Eva Victor : « Les gens qui ont subi un traumatisme méritent d’être montrés comme des êtres tridimensionnels »

Avec « Sorry, Baby », remarqué à Sundance et à Cannes cette année, la·e cinéaste et acteur·ice américain·e signe un film d’une grande agilité. Celle qui s’est fait connaître dans son pays pour ses vidéos satiriques y campe une prof de littérature qui se reconstruit après un traumatisme grâce à ses proches – dont son chat.

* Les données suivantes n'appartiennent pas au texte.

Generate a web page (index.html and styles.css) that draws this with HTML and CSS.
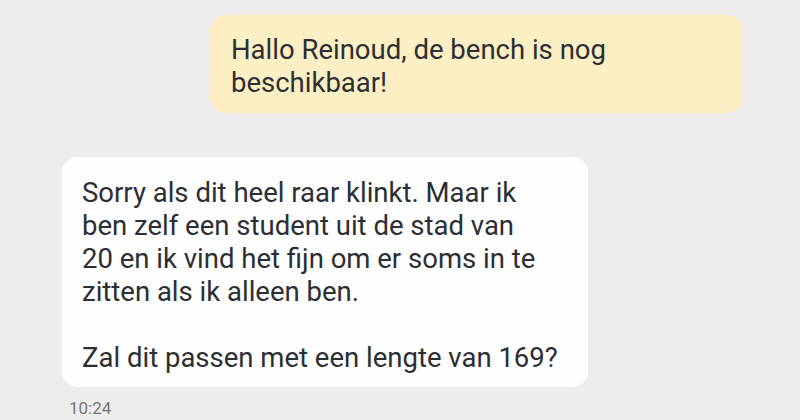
FILE: index.html
```html
<!DOCTYPE html>
<html lang="nl">
<head>
  <meta charset="UTF-8">
  <title>Chat</title>
  <link rel="stylesheet" href="styles.css">
</head>
<body>
  <div class="chat">
    <div class="bubble outgoing">
      Hallo Reinoud, de bench is nog beschikbaar!
    </div>

    <div class="bubble incoming">
      Sorry als dit heel raar klinkt. Maar ik<br>
      ben zelf een student uit de stad van<br>
      20 en ik vind het fijn om er soms in te<br>
      zitten als ik alleen ben.<br>
      <br>
      Zal dit passen met een lengte van 169?
    </div>
    <div class="time">10:24</div>
  </div>
</body>
</html>
```

FILE: styles.css
```css
body {
  margin: 0;
  background: #eeedeb;
  font-family: Roboto, 'Noto Sans', sans-serif;
  color: #2b2f33;
}
.chat {
  display: flex;
  flex-direction: column;
  padding-top: 15px;
  height: 420px;
  box-sizing: border-box;
  overflow: hidden;
}
.bubble {
  box-sizing: border-box;
  font-size: 27.5px;
  line-height: 33px;
  border-radius: 15px;
}
.outgoing {
  align-self: flex-start;
  margin-left: 210px;
  width: 532px;
  padding: 18px 21px 14px 21px;
  background: #fdefc4;
}
.incoming {
  align-self: flex-start;
  margin-left: 62px;
  margin-top: 44px;
  width: 526px;
  padding: 19px 12px 13px 20px;
  background: #fefefe;
  white-space: nowrap;
}
.time {
  margin-left: 69px;
  margin-top: 11px;
  font-size: 17px;
  line-height: 20px;
  color: #767676;
}
```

Portrait de notre cat lady préférée.


LIE6427WEB
Photographie : Julien Liénard pour TROISCOULEURS

Boston, juin 2019. Alors que le Mois des fiertés LGBTQ+ bat son plein, des militants conservateurs, qui se considèrent comme une « majorité opprimée », lancent l’idée d’une « Straight Pride » (une marche des fiertés hétéro). Il n’en fallait pas plus pour faire bondir Eva Victor, qui sort son téléphone, enclenche la vidéo en mode selfie depuis son lit et s’amuse à jouer la participante enthousiaste. « Oh mon Dieu ! Bébé, prépare tes affaires, on va à la Straight Pride ! […] On a 364 jours par an où on jouit d’un privilège incroyable et tacite. Et puis on a un jour – un jour ! – où on peut célébrer ce privilège qu’on a tout au long de l’année. »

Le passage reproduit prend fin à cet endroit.